The Aim of Technology
The digital revolution is one more step in humanity’s march from a life of subsistence to a life of abundance. At each step, real freedom was increased when humans used ingenuity and technology to reduce the investment of physical labor they needed to make for survival.
Dreamers at the turn of the 20th century imagined a world where machines would provide for human needs, and humans would be freed for all kinds of other pursuits — artistic, cultural, and scientific. We could joke that those dreamers were about a hundred years too early — but it wouldn’t entirely be a joke.
We are confident that if human beings are given liberty to pursue their enlightened self-interest, they will ultimately take advantage of the new productivity of the digital age to allow the flourishing of a whole range of new occupations.
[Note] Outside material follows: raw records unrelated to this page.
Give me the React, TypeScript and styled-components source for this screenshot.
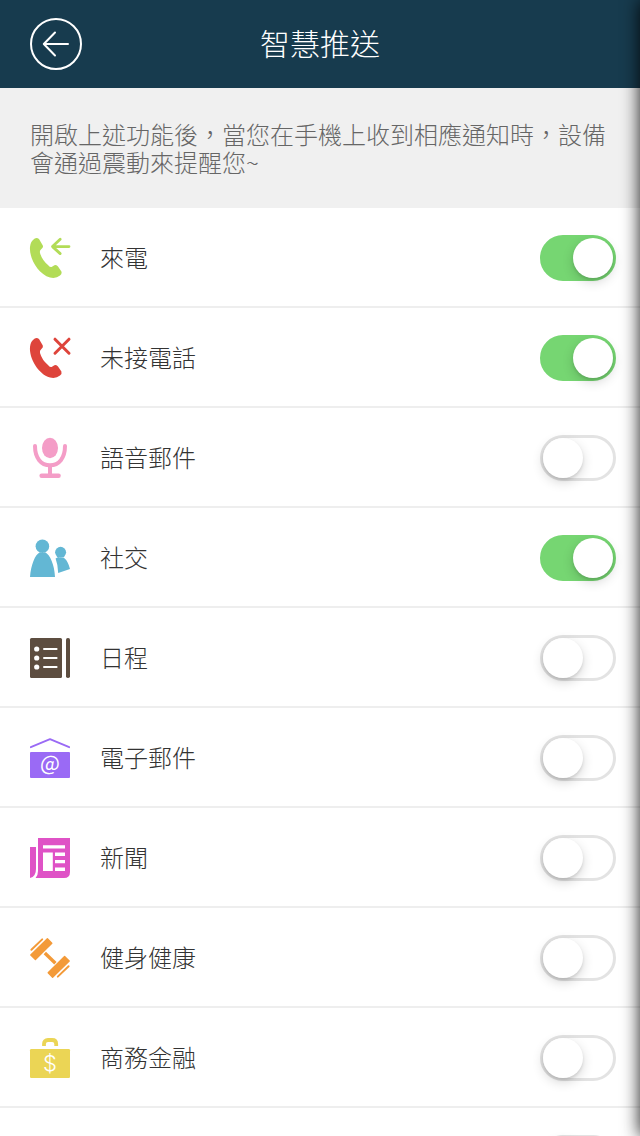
import React, { useState } from 'react';
import styled, { createGlobalStyle } from 'styled-components';

const GlobalStyle = createGlobalStyle`
  *, *::before, *::after { box-sizing: border-box; }
  body {
    margin: 0;
    background: #fff;
    font-family: "Noto Sans CJK TC", "Noto Sans", sans-serif;
    font-weight: 300;
    color: #333;
  }
`;

const Screen = styled.div`
  display: flex;
  flex-direction: column;
  height: 100vh;
  overflow: hidden;
`;

const Header = styled.header`
  flex: none;
  display: grid;
  grid-template-columns: 1fr auto 1fr;
  align-items: center;
  height: 88px;
  padding: 0 30px;
  background: #173b4e;
  color: #fff;
`;

const BackButton = styled.button`
  width: 52px;
  height: 52px;
  padding: 0;
  border: 0;
  background: none;
  color: inherit;
  cursor: pointer;
  svg { display: block; }
`;

const Title = styled.h1`
  margin: 0;
  padding-bottom: 4px;
  font-size: 30px;
  line-height: 44px;
  font-weight: 300;
`;

const Hint = styled.p`
  flex: none;
  margin: 0;
  min-height: 120px;
  padding: 32px 30px;
  background: #f0f0f0;
  color: #666;
  font-size: 24px;
  line-height: 28px;
`;

const List = styled.ul`
  flex: 1;
  min-height: 0;
  margin: 0;
  padding: 0;
  list-style: none;
  overflow-y: auto;
  scrollbar-width: none;
`;

const Row = styled.li`
  display: flex;
  align-items: center;
  height: 100px;
  padding: 2px 24px 0 30px;
  border-bottom: 2px solid #eee;
`;

const RowLabel = styled.label`
  flex: 1;
  display: flex;
  align-items: center;
  gap: 30px;
  font-size: 24px;
  line-height: 36px;
`;

const RowText = styled.span`
  padding-bottom: 2px;
`;

const Icon = styled.svg`
  flex: none;
  width: 40px;
  height: 40px;
  overflow: visible;
`;

const Switch = styled.input`
  appearance: none;
  flex: none;
  display: flex;
  width: 76px;
  height: 46px;
  margin: 0;
  padding: 0;
  border: 3px solid #e3e3e3;
  border-radius: 23px;
  background: #fff;
  cursor: pointer;

  &::before {
    content: "";
    width: 40px;
    height: 40px;
    border-radius: 50%;
    background: #fff;
    box-shadow: 0 4px 12px rgba(0, 0, 0, 0.16), 0 2px 3px rgba(0, 0, 0, 0.1);
  }

  &:checked {
    justify-content: flex-end;
    border-color: #76d672;
    background: #76d672;
  }
`;

const EdgeShadow = styled.div`
  position: fixed;
  top: 0;
  bottom: 0;
  left: 100%;
  width: 40px;
  box-shadow: 0 0 18px rgba(0, 0, 0, 0.9);
  pointer-events: none;
`;

const handset =
  'M3 2 Q6 -1.2 9 1 L12.8 7.6 Q13.6 9.6 11.4 11 Q9.4 12.4 10 15 Q12 22 18 27 Q20 30 22.4 28.4 L24.4 27.2 Q26.6 26.2 28 28.4 L31.4 33.6 Q32.2 35.6 30 37.6 Q26 41 20 39.6 C8 36 -1 20 0 9 Q0.5 4 3 2Z';

const icons = {
  call: (
    <g fill="#b2dc57">
      <path d={handset} />
      <path d="M39 8.6H22.5M30.2 1.2 22.5 8.6 30.2 15.6" fill="none" stroke="#b2dc57" strokeWidth="2.8" strokeLinecap="round" strokeLinejoin="round" />
    </g>
  ),
  missed: (
    <g fill="#de443b">
      <path d={handset} />
      <path d="M25 1.2 39 15.2M39 1.2 25 15.2" stroke="#de443b" strokeWidth="3" strokeLinecap="round" />
    </g>
  ),
  mic: (
    <g fill="none" stroke="#f49dc7" strokeLinecap="round">
      <ellipse cx="20" cy="10" rx="8" ry="10.2" fill="#f49dc7" stroke="none" />
      <path d="M5 8C5 20 11 27.3 20 27.3S35 20 35 8" strokeWidth="4" />
      <path d="M20 28v9" strokeWidth="4" />
      <path d="M11.6 37.8h17" strokeWidth="4.4" />
    </g>
  ),
  social: (
    <g fill="#63b7d4">
      <circle cx="12.4" cy="8.3" r="6.8" />
      <path d="M0 39C1 27 5 16.5 10 14.3Q12.5 15.8 15 14.3C20 16.5 24.5 27 25 39Z" />
      <circle cx="30.6" cy="14.3" r="5.5" />
      <path d="M25.6 20.5 28.2 18.9Q31 20.4 33.6 19.4 38.2 23 40 31L28.2 35Q28 27 25.6 20.5Z" />
    </g>
  ),
  schedule: (
    <g fill="#5d4d40">
      <rect width="32" height="40" rx="1.5" />
      <rect x="36" width="4" height="40" rx="1.8" />
      <g fill="#fff">
        <circle cx="6.7" cy="11" r="2.6" />
        <circle cx="6.7" cy="20" r="2.6" />
        <circle cx="6.7" cy="29" r="2.6" />
      </g>
      <path d="M14 11h12.6M14 20h12.6M14 29h12.6" stroke="#fff" strokeWidth="2" strokeLinecap="round" />
    </g>
  ),
  mail: (
    <g fill="#9a6af5">
      <path d="M.8 9.2 20 1.1 39.2 9.2" fill="none" stroke="#9a6af5" strokeWidth="1.8" strokeLinecap="round" strokeLinejoin="round" />
      <rect y="14" width="40" height="26" rx="1" />
      <text x="20" y="33" textAnchor="middle" fontFamily="Noto Sans CJK TC" fontSize="21" fontWeight="400" fill="#fff">@</text>
    </g>
  ),
  news: (
    <g fill="#df52c6">
      <path d="M0 9H6V31Q6 38.6 0 40Z" />
      <path d="M8 0H40V34Q40 40 34 40H5.6Q8 37.6 8 33Z" />
      <path d="M13 7.2h22v3.2H13zM13 14.6h9.8V33H13zM25 14.6h10V18H25zM25 22h10v3.2H25zM25 29.6h10V33H25z" fill="#fff" />
    </g>
  ),
  fitness: (
    <g fill="#f39a38" stroke="#f39a38">
      <path d="M.8 17 17.4.8 21.8 5.2 5.4 21.4ZM39.2 23 22.6 39.2 18.2 34.8 34.6 18.6Z" strokeWidth="1.4" strokeLinejoin="round" />
      <path d="M1.4 11.8 12.2 1.4M38.6 28.2 27.8 38.6" strokeWidth="2" strokeLinecap="round" />
      <path d="M14.8 15 25.4 25.2" strokeWidth="3.4" />
    </g>
  ),
  finance: (
    <g fill="#ebd555">
      <path d="M14 8V6Q14 2 18 2H22.2Q26.2 2 26.2 6V8" fill="none" stroke="#ebd555" strokeWidth="3.8" />
      <rect y="11" width="40" height="29" rx="1.2" />
      <text x="20" y="33" textAnchor="middle" fontFamily="Inter" fontSize="22" fontWeight="300" fill="#fff">$</text>
    </g>
  ),
};

type Item = { id: string; label?: string; icon?: keyof typeof icons; on?: boolean };

const items: Item[] = [
  { id: 'call', label: '來電', icon: 'call', on: true },
  { id: 'missed', label: '未接電話', icon: 'missed', on: true },
  { id: 'voicemail', label: '語音郵件', icon: 'mic' },
  { id: 'social', label: '社交', icon: 'social', on: true },
  { id: 'schedule', label: '日程', icon: 'schedule' },
  { id: 'mail', label: '電子郵件', icon: 'mail' },
  { id: 'news', label: '新聞', icon: 'news' },
  { id: 'fitness', label: '健身健康', icon: 'fitness' },
  { id: 'finance', label: '商務金融', icon: 'finance' },
  { id: 'other' },
];

function SettingRow({ item }: { item: Item }) {
  const [on, setOn] = useState(Boolean(item.on));
  return (
    <Row>
      <RowLabel htmlFor={item.id}>
        {item.icon && <Icon viewBox="0 0 40 40" aria-hidden="true">{icons[item.icon]}</Icon>}
        {item.label && <RowText>{item.label}</RowText>}
      </RowLabel>
      <Switch
        id={item.id}
        type="checkbox"
        role="switch"
        aria-label={item.label ?? '其他'}
        checked={on}
        onChange={(e) => setOn(e.target.checked)}
      />
    </Row>
  );
}

export default function App() {
  return (
    <Screen>
      <GlobalStyle />
      <Header>
        <BackButton type="button" aria-label="返回">
          <svg width="52" height="52" viewBox="0 0 52 52" fill="none" stroke="currentColor" strokeWidth="2">
            <circle cx="26" cy="26" r="25" />
            <path d="M38 26H14M25 14.5 13.8 26 25 37.5" strokeLinecap="round" strokeLinejoin="round" />
          </svg>
        </BackButton>
        <Title>智慧推送</Title>
      </Header>
      <Hint>開啟上述功能後，當您在手機上收到相應通知時，設備會通過震動來提醒您~</Hint>
      <List>
        {items.map((item) => (
          <SettingRow key={item.id} item={item} />
        ))}
      </List>
      <EdgeShadow />
    </Screen>
  );
}
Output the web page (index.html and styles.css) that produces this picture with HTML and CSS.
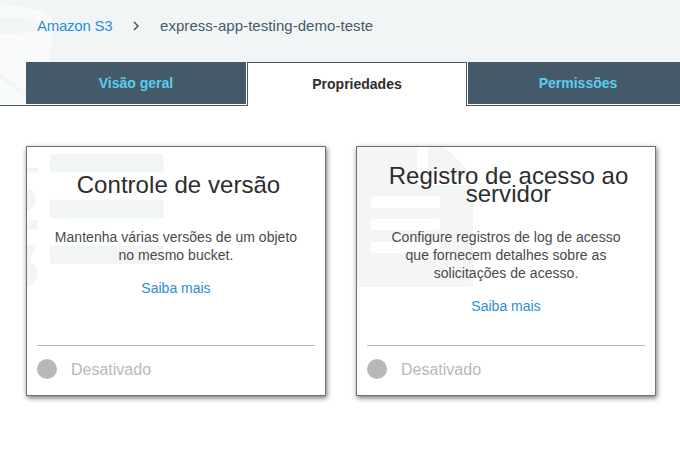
FILE: index.html
```html
<!DOCTYPE html>
<html lang="pt-BR">
<head>
<meta charset="utf-8">
<title>Amazon S3</title>
<link rel="stylesheet" href="styles.css">
</head>
<body>
<header class="header">
  <svg class="bucket" width="60" height="106" viewBox="0 0 60 106" aria-hidden="true">
    <path d="M0 5C30 5 54 13 54 24L49 62L42 106H0Z" fill="#f9fbfb"/>
    <path d="M0 17C22 17 39 20 39 26C39 31 22 34 0 34Z" fill="#f2f5f6"/>
    <path d="M0 76L30 98" stroke="#f2f5f6" stroke-width="5"/>
  </svg>
  <nav class="crumbs">
    <a class="crumb-link">Amazon S3</a>
    <svg class="chevron" width="6" height="10" viewBox="0 0 6 10"><path d="M1 1L5 5L1 9" fill="none" stroke="#444" stroke-width="1.3"/></svg>
    <span class="crumb-current">express-app-testing-demo-teste</span>
  </nav>
  <nav class="tabs">
    <div class="spacer"></div>
    <div class="tab overview"><span>Visão geral</span></div>
    <div class="tab active"><span>Propriedades</span></div>
    <div class="tab permissions"><span>Permissões</span></div>
  </nav>
</header>
<main class="cards">
  <section class="card">
    <svg class="art" width="150" height="150" viewBox="27 147 150 150" fill="#f2f5f6" aria-hidden="true">
      <rect x="50" y="154" width="113.500" height="18.500" rx="2"/>
      <rect x="50" y="199.700" width="113.500" height="18.500" rx="2"/>
      <rect x="50" y="245.400" width="113.500" height="18.500" rx="2"/>
      <path d="M27 168H38V172.500H27ZM27 190C33 189 36 194 36 200C36 206 31 209 27 211ZM27 224H29V220H38V230H27ZM27 245H36L30 262C35 264 37 269 37 274C37 281 32 286 27 287Z"/>
    </svg>
    <h2 class="title"><span>Controle de versão</span></h2>
    <p class="text"><span>Mantenha várias versões de um objeto</span><br><span>no mesmo bucket.</span></p>
    <a class="more">Saiba mais</a>
    <footer class="status"><i class="dot"></i><span>Desativado</span></footer>
  </section>
  <section class="card">
    <svg class="art" width="150" height="150" viewBox="357 147 150 150" aria-hidden="true">
      <path d="M357 147H417V185H473V283Q473 287 469 287H357ZM428 147H445L473 175H428Z" fill="#f4f6f6"/>
      <g fill="#fff">
        <rect x="371" y="196" width="69" height="12" rx="2"/>
        <rect x="371" y="219" width="69" height="11" rx="2"/>
        <rect x="371" y="242" width="69" height="11" rx="2"/>
      </g>
    </svg>
    <h2 class="title"><span>Registro de acesso ao</span><span>servidor</span></h2>
    <p class="text"><span>Configure registros de log de acesso</span><br><span>que fornecem detalhes sobre as</span><br><span>solicitações de acesso.</span></p>
    <a class="more">Saiba mais</a>
    <footer class="status"><i class="dot"></i><span>Desativado</span></footer>
  </section>
</main>
</body>
</html>
```

FILE: styles.css
```css
* { box-sizing: border-box; }
body { margin: 0; width: 680px; height: 454px; overflow: hidden; background: #fff; font: 14px/18px "Liberation Sans", Arial, sans-serif; color: #4a4a4a; }
.header { position: relative; height: 106px; background: #f2f5f6; }
.bucket { position: absolute; left: 0; top: 0; }
.crumbs { position: relative; display: flex; align-items: center; height: 62px; padding: 0 0 10px 37px; font-size: 15px; }
.crumb-link { width: 96px; color: #2a8fd8; letter-spacing: -0.25px; }
.chevron { margin-right: 21px; }
.crumb-current { color: #455a69; white-space: nowrap; letter-spacing: 0.05px; }
.tabs { position: relative; display: grid; grid-template-columns: 26px 221px 220px 213px; height: 44px; }
.spacer { border-bottom: 1px solid #455a69; }
.tab { display: flex; align-items: center; justify-content: center; font-weight: bold; color: #5bcdf1; border-bottom: 1px solid #455a69; }
.overview, .permissions { background: linear-gradient(#455a69, #455a69) 0 0 / 220px 42px no-repeat #fff; padding-bottom: 1px; }
.overview { padding-right: 1px; }
.permissions { background-position: 1px 0; padding-left: 9px; }
.active { background: #fff; color: #2d2d2d; border: 1px solid #455a69; border-bottom: 0; padding-bottom: 1px; }
.cards { display: flex; gap: 30px; padding: 40px 0 0 26px; }
.card { position: relative; width: 300px; height: 250px; flex: none; border: 1px solid #6f7273; background: #fff; box-shadow: 1px 2px 5px rgba(0,0,0,.55); padding: 20px 10px 0; display: flex; flex-direction: column; align-items: center; text-align: center; }
.art { position: absolute; left: 0; top: 0; }
.title, .text, .more { position: relative; white-space: nowrap; }
.title { margin: 0; height: 36px; padding-left: 5px; display: flex; flex-direction: column; justify-content: center; align-items: center; font-weight: normal; font-size: 24px; line-height: 18px; letter-spacing: 0.04px; color: #2d2d2d; }
.text { margin: 25px 0 15px; letter-spacing: 0.03px; }
.more { color: #2a8fd8; }
.status { width: 278px; height: 50px; margin-top: auto; border-top: 1px solid #b7b9b9; display: flex; align-items: center; font-size: 16px; color: #b7b9b9; padding-bottom: 2px; }
.dot { width: 20px; height: 20px; border-radius: 50%; background: #b7b9b9; margin: 0 14px 2px 0; }
```
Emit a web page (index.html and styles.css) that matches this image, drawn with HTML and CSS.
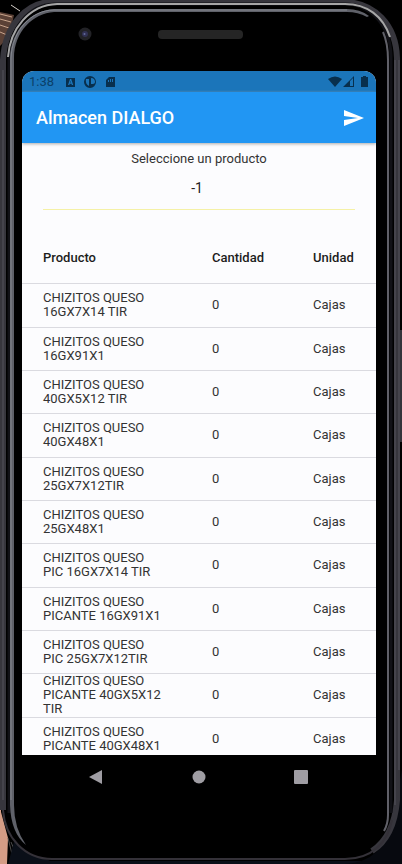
FILE: index.html
```html
<!DOCTYPE html>
<html lang="es">
<head>
<meta charset="utf-8">
<meta name="viewport" content="width=device-width, initial-scale=1">
<title>Almacen DIALGO</title>
<link rel="stylesheet" href="styles.css">
</head>
<body>
<div class="phone">
  <svg class="frame" viewBox="0 0 402 864" preserveAspectRatio="none" aria-hidden="true">
    <rect width="402" height="864" fill="#000"/>
    <path d="M0 12L14 15L12 24L6 40L0 46Z" fill="#5b4136"/>
    <path d="M0 14L12 17M0 19L11 22M0 25L9 28M0 32L7 35" stroke="#c9a58d" stroke-width="1"/>
    <path d="M11 5L20 11" stroke="#d8d2cc" stroke-width="1"/>
    <path d="M0 600H1V812L8 838L7 864H0Z" fill="#d49c85"/>
    <path d="M8 838L14 862M11 842L16 854" stroke="#4c4c4c" stroke-width="1"/>
    <path d="M8 864L14 842L50 861H402V864Z" fill="#0a0f18"/>
    <path d="M392 820L402 770V864H345Q384 862 392 820Z" fill="#07090f"/>
    <path d="M52 2C26 3 4 24 3 60V810C5 838 25 859 52 859H345C377 859 391 842 391 808V55C391 24 374 3 345 3Z" fill="#000"/>
    <path d="M3 810V60C5 24 28 2 52 2H345C374 3 396 24 397 58V800C395 826 386 842 372 851" fill="none" stroke="#37363d" stroke-width="6"/>
    <path d="M9 813V60C10 28 28 5 54 4H345C370 4 390 25 391 55V813" fill="none" stroke="#111116" stroke-width="3"/>
    <path d="M8 57C10 29 29 5 57 4H345C367 4 383 16 390 37" fill="none" stroke="#a6a6a6" stroke-width="2"/>
    <path d="M3 70V800M395 60V805M399 60V770" fill="none" stroke="#55535d" stroke-width="1"/>
    <path d="M3 810C5 838 25 859 52 859H345C372 859 388 842 392 820" fill="none" stroke="#343138" stroke-width="2"/>
    <path d="M26 845Q11 833 10 805V58C11 30 30 11 54 9H347Q360 9 369 16L367 17Q358 12 347 12H54C33 13 14 32 14 58V805Q14 828 26 845Z" fill="#5f6169"/>
    <path d="M11 800V58C12 31 31 10 54 10H347" fill="none" stroke="#858890" stroke-width="1"/>
    <path d="M383 32Q388 43 388 60V815Q388 824 384 831" fill="none" stroke="#606068" stroke-width="2"/>
    <rect x="400" y="330" width="2" height="112" fill="#33333a"/>
    <circle cx="85" cy="34" r="6.500" fill="#222226"/>
    <circle cx="85" cy="34" r="3" fill="#313153"/>
    <circle cx="84.500" cy="34" r="1" fill="#626a9c"/>
    <rect x="158" y="30" width="85" height="9" rx="4" fill="#252525"/>
  </svg>

  <main class="screen">
    <div class="status">
      <span class="clock">1:38</span>
      <svg class="notifications" viewBox="0 0 52 14" aria-hidden="true">
        <path fill-rule="evenodd" d="M1 3H10V12H1ZM5 4L3 10H4.300L4.800 8.700H6.400L6.900 10H8.200L6.200 4ZM5.600 5.800L6.100 7.500H5.100Z"/>
        <path fill-rule="evenodd" d="M25 1A6 6 0 1 0 25 13A6 6 0 1 0 25 1ZM26 3C29 3 30 5 30 7C30 8 29 9 28 9H26ZM21 4H24V11Q20 9 21 4Z"/>
        <path fill-rule="evenodd" d="M44 2H50V12H41V5ZM43 5V7H44V5ZM45 4V7H46V4ZM47 4V7H48V4Z"/>
      </svg>
      <svg class="signals" viewBox="0 0 42 14" aria-hidden="true">
        <path d="M1 4Q8 -1 15 4L8 12Z"/>
        <path fill-rule="evenodd" d="M16 12L27 1V12ZM23 6V11H26V3Z"/>
        <path d="M34 2H36V1H39V2H41V12H34Z"/>
      </svg>
    </div>
    <header class="appbar">
      <h1>Almacen DIALGO</h1>
      <button class="send" type="button" aria-label="Enviar">
        <svg viewBox="0 0 20 18" aria-hidden="true"><path d="M0 1L20 9L0 17V11L14 9L0 7Z"/></svg>
      </button>
    </header>
    <div class="field">
      <label for="product">Seleccione un producto</label>
      <input id="product" type="text" value="-1">
    </div>
    <table>
      <thead><tr><th class="product">Producto</th><th class="amount">Cantidad</th><th>Unidad</th></tr></thead>
      <tbody>
        <tr><td>CHIZITOS QUESO<br>16GX7X14 TIR</td><td>0</td><td>Cajas</td></tr>
        <tr><td>CHIZITOS QUESO<br>16GX91X1</td><td>0</td><td>Cajas</td></tr>
        <tr><td>CHIZITOS QUESO<br>40GX5X12 TIR</td><td>0</td><td>Cajas</td></tr>
        <tr><td>CHIZITOS QUESO<br>40GX48X1</td><td>0</td><td>Cajas</td></tr>
        <tr><td>CHIZITOS QUESO<br>25GX7X12TIR</td><td>0</td><td>Cajas</td></tr>
        <tr><td>CHIZITOS QUESO<br>25GX48X1</td><td>0</td><td>Cajas</td></tr>
        <tr><td>CHIZITOS QUESO<br>PIC 16GX7X14 TIR</td><td>0</td><td>Cajas</td></tr>
        <tr><td>CHIZITOS QUESO<br>PICANTE 16GX91X1</td><td>0</td><td>Cajas</td></tr>
        <tr><td>CHIZITOS QUESO<br>PIC 25GX7X12TIR</td><td>0</td><td>Cajas</td></tr>
        <tr><td>CHIZITOS QUESO<br>PICANTE 40GX5X12<br>TIR</td><td>0</td><td>Cajas</td></tr>
        <tr><td>CHIZITOS QUESO<br>PICANTE 40GX48X1</td><td>0</td><td>Cajas</td></tr>
      </tbody>
    </table>
  </main>

  <nav class="navbar" aria-label="Sistema">
    <button type="button" aria-label="Atrás"><svg viewBox="0 0 14 14" aria-hidden="true"><path d="M0 7L13 0V14Z"/></svg></button>
    <button type="button" aria-label="Inicio"><svg viewBox="0 0 14 14" aria-hidden="true"><circle cx="7" cy="7" r="6.500"/></svg></button>
    <button type="button" aria-label="Recientes"><svg viewBox="0 0 14 14" aria-hidden="true"><rect width="14" height="14" rx="1"/></svg></button>
  </nav>
</div>
</body>
</html>
```
FILE: styles.css
```css
* {
  box-sizing: border-box;
}

body {
  margin: 0;
  background: #000;
  color: #333;
  font-family: Roboto, "Liberation Sans", sans-serif;
  font-size: 13px;
  line-height: 14px;
}

button {
  display: flex;
  padding: 0;
  border: 0;
  background: none;
}

.phone {
  position: relative;
  display: grid;
  grid-template-rows: minmax(0, 1fr) auto;
  height: 100vh;
  padding: 71px 26px 0 22px;
  overflow: hidden;
}

.frame {
  position: absolute;
  inset: 0;
  width: 100%;
  height: 100%;
}

.screen {
  position: relative;
  overflow: hidden;
  border-radius: 12px 12px 0 0;
  background: #fcfcfe;
}

.status {
  display: flex;
  align-items: center;
  height: 21px;
  padding: 0 7px;
  background: #1b75ba;
  color: #0b4068;
}

.status svg {
  height: 14px;
  fill: #082f4d;
}

.notifications {
  width: 52px;
  margin-left: 11px;
}

.signals {
  width: 42px;
  margin-left: auto;
}

.appbar {
  position: relative;
  display: flex;
  align-items: center;
  justify-content: space-between;
  height: 51px;
  padding: 0 12px 0 14px;
  background: #2196f3;
  box-shadow: 0 1px 3px #aaa;
}

h1 {
  margin: 0;
  color: #fff;
  font-size: 18px;
  font-weight: 500;
  line-height: 24px;
}

.send svg {
  width: 20px;
  height: 18px;
  fill: #fff;
}

.field {
  display: flex;
  flex-direction: column;
  gap: 8px;
  margin: 0 21px 24px;
  padding-top: 9px;
  text-align: center;
}

.field input {
  width: 100%;
  height: 36px;
  padding: 0 4px 8px 0;
  border: 0;
  border-bottom: 1px solid #f5f1a6;
  background: none;
  color: #222;
  font: inherit;
  font-size: 14px;
  text-align: center;
  outline: 0;
}

table {
  width: 100%;
  table-layout: fixed;
  border-collapse: collapse;
}

.product {
  width: 190px;
}

.amount {
  width: 101px;
}

th,
td {
  padding: 0;
  text-align: left;
  vertical-align: middle;
}

th:first-child,
td:first-child {
  padding-left: 21px;
}

thead tr {
  height: 49px;
}

th {
  color: #1c1c1c;
  font-weight: 500;
}

tbody tr {
  height: 43px;
  border-top: 1px solid #dadae0;
}

tbody tr:nth-child(3n + 1) {
  height: 44px;
}

.navbar {
  position: relative;
  display: flex;
  justify-content: space-between;
  height: 109px;
  padding: 15px 68px 0 67px;
}

.navbar button {
  height: 14px;
}

.navbar svg {
  width: 14px;
  height: 14px;
  fill: #9f9da3;
}
```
This transitional and transformative time will doubtless be disruptive as society adjusts to the new reality of a cybernetic economy and the dominance of automation and artificial intelligence. Perhaps we need to look beyond the generation of pressure on today’s middle-class, white-collar workers. It is possible that the creative geniuses of the tech world will be inordinately rewarded while the disrupted will only struggle, but it is not probable — and if so, it is only in the short run.
Optimism Is the Key
As investors, we believe optimism is the key. No investor successfully rode the tremendous growth of the initial phases of the First and Second Industrial Revolutions by being a pessimist. There will be pessimists aplenty as the digital disruption continues and reaches a new phase of intensity. You may be tempted to give credence to their fears and think that this time really is different — that this shift means misery, poverty, or inequality. History suggests strongly that you would be wrong to do so.